** start **

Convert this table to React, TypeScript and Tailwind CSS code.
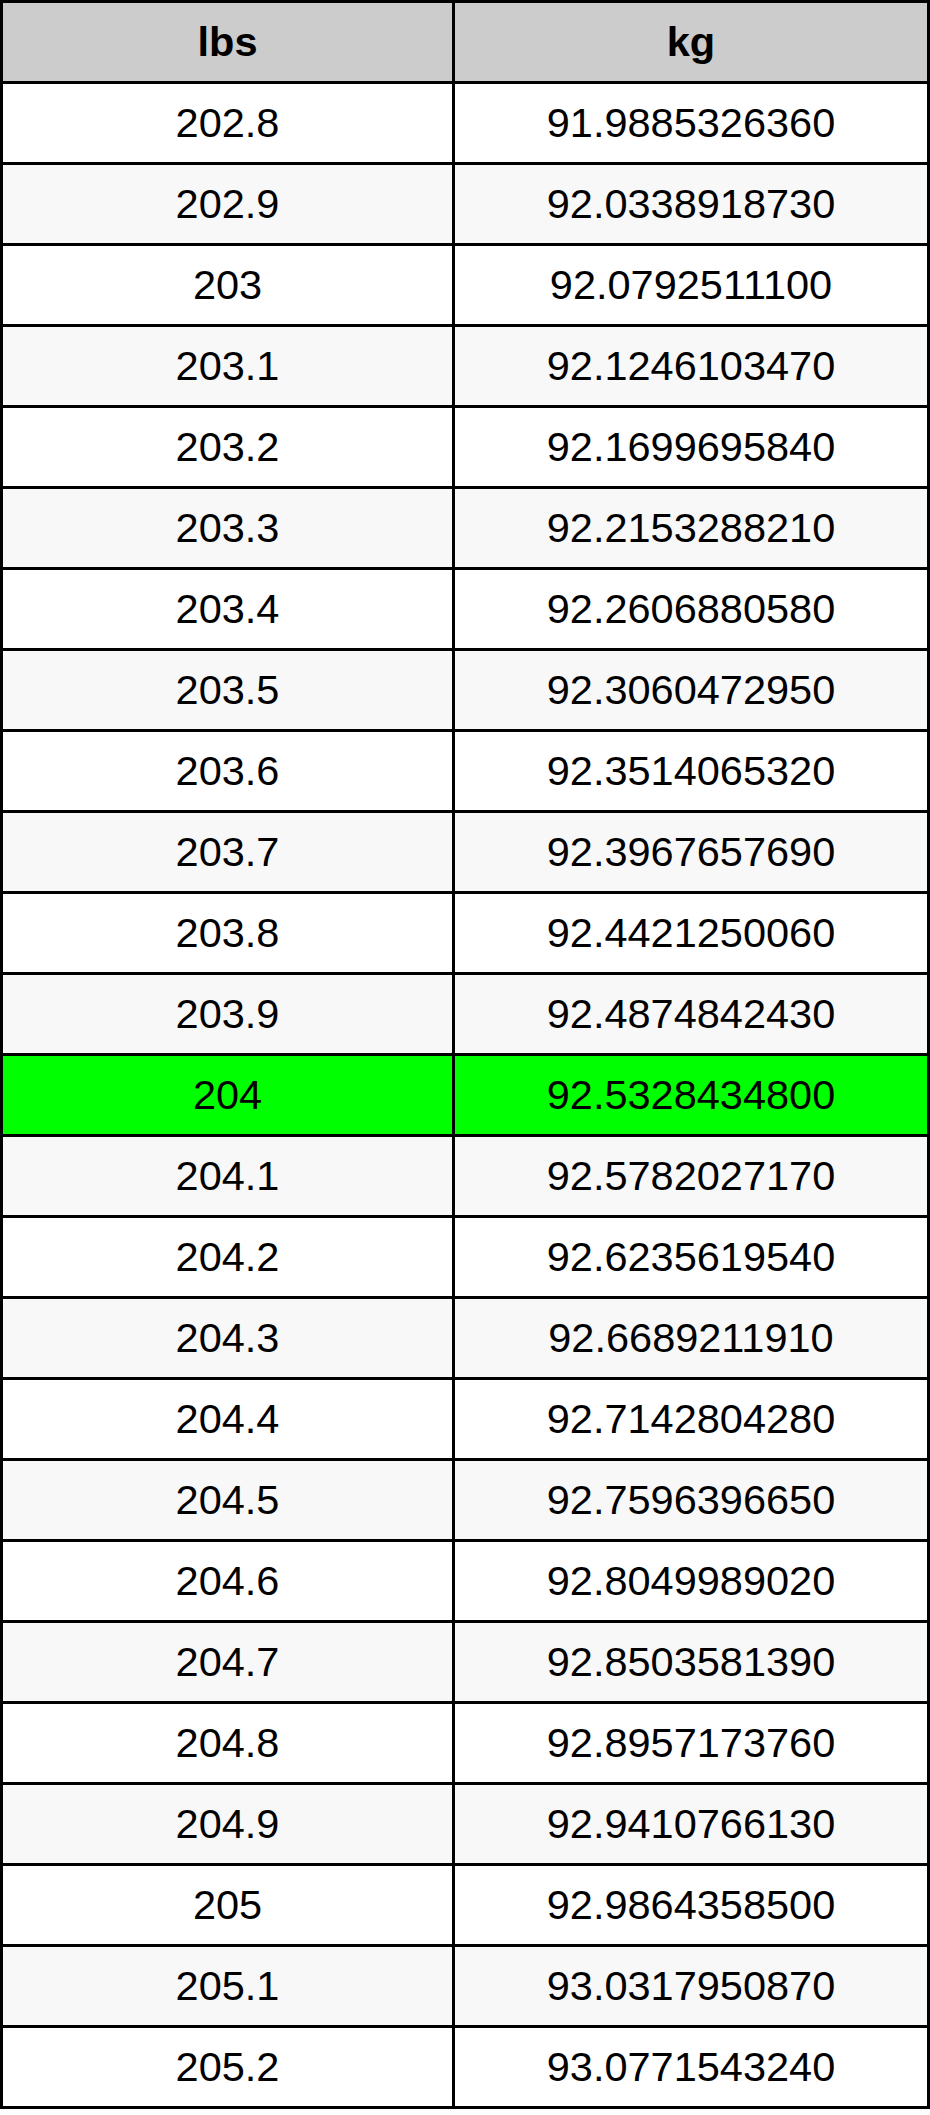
const rows: [string, string][] = [
  ["202.8", "91.9885326360"],
  ["202.9", "92.0338918730"],
  ["203", "92.0792511100"],
  ["203.1", "92.1246103470"],
  ["203.2", "92.1699695840"],
  ["203.3", "92.2153288210"],
  ["203.4", "92.2606880580"],
  ["203.5", "92.3060472950"],
  ["203.6", "92.3514065320"],
  ["203.7", "92.3967657690"],
  ["203.8", "92.4421250060"],
  ["203.9", "92.4874842430"],
  ["204", "92.5328434800"],
  ["204.1", "92.5782027170"],
  ["204.2", "92.6235619540"],
  ["204.3", "92.6689211910"],
  ["204.4", "92.7142804280"],
  ["204.5", "92.7596396650"],
  ["204.6", "92.8049989020"],
  ["204.7", "92.8503581390"],
  ["204.8", "92.8957173760"],
  ["204.9", "92.9410766130"],
  ["205", "92.9864358500"],
  ["205.1", "93.0317950870"],
  ["205.2", "93.0771543240"],
];

const App = () => {
  return (
    <div className="w-[930px] bg-white font-['Liberation_Sans',Arial,sans-serif] text-black">
      <div className="border-[3px] border-black">
        <div className="flex h-[78px] bg-[#cccccc] text-[41.5px] font-bold">
          <div className="flex w-[452px] items-center justify-center border-r-[3px] border-black">lbs</div>
          <div className="flex flex-1 items-center justify-center">kg</div>
        </div>
        {rows.map(([lbs, kg], i) => {
          const bg = lbs === "204" ? "bg-[#00ff00]" : i % 2 === 1 ? "bg-[#f8f8f8]" : "bg-white";
          return (
            <div key={lbs} className={`flex h-[81px] border-t-[3px] border-black text-[41.5px] ${bg}`}>
              <div className="flex w-[452px] items-center justify-center border-r-[3px] border-black">{lbs}</div>
              <div className="flex flex-1 items-center justify-center">{kg}</div>
            </div>
          );
        })}
      </div>
    </div>
  );
};

export default App;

** end **

#### Written exercise
Each line of the material must be retyped exactly, except that images are omitted.

#### Response for this exercise
Convert this table to React, TypeScript and Tailwind CSS code.
const rows: [string, string][] = [
  ["202.8", "91.9885326360"],
  ["202.9", "92.0338918730"],
  ["203", "92.0792511100"],
  ["203.1", "92.1246103470"],
  ["203.2", "92.1699695840"],
  ["203.3", "92.2153288210"],
  ["203.4", "92.2606880580"],
  ["203.5", "92.3060472950"],
  ["203.6", "92.3514065320"],
  ["203.7", "92.3967657690"],
  ["203.8", "92.4421250060"],
  ["203.9", "92.4874842430"],
  ["204", "92.5328434800"],
  ["204.1", "92.5782027170"],
  ["204.2", "92.6235619540"],
  ["204.3", "92.6689211910"],
  ["204.4", "92.7142804280"],
  ["204.5", "92.7596396650"],
  ["204.6", "92.8049989020"],
  ["204.7", "92.8503581390"],
  ["204.8", "92.8957173760"],
  ["204.9", "92.9410766130"],
  ["205", "92.9864358500"],
  ["205.1", "93.0317950870"],
  ["205.2", "93.0771543240"],
];

const App = () => {
  return (
    <div className="w-[930px] bg-white font-['Liberation_Sans',Arial,sans-serif] text-black">
      <div className="border-[3px] border-black">
        <div className="flex h-[78px] bg-[#cccccc] text-[41.5px] font-bold">
          <div className="flex w-[452px] items-center justify-center border-r-[3px] border-black">lbs</div>
          <div className="flex flex-1 items-center justify-center">kg</div>
        </div>
        {rows.map(([lbs, kg], i) => {
          const bg = lbs === "204" ? "bg-[#00ff00]" : i % 2 === 1 ? "bg-[#f8f8f8]" : "bg-white";
          return (
            <div key={lbs} className={`flex h-[81px] border-t-[3px] border-black text-[41.5px] ${bg}`}>
              <div className="flex w-[452px] items-center justify-center border-r-[3px] border-black">{lbs}</div>
              <div className="flex flex-1 items-center justify-center">{kg}</div>
            </div>
          );
        })}
      </div>
    </div>
  );
};

export default App;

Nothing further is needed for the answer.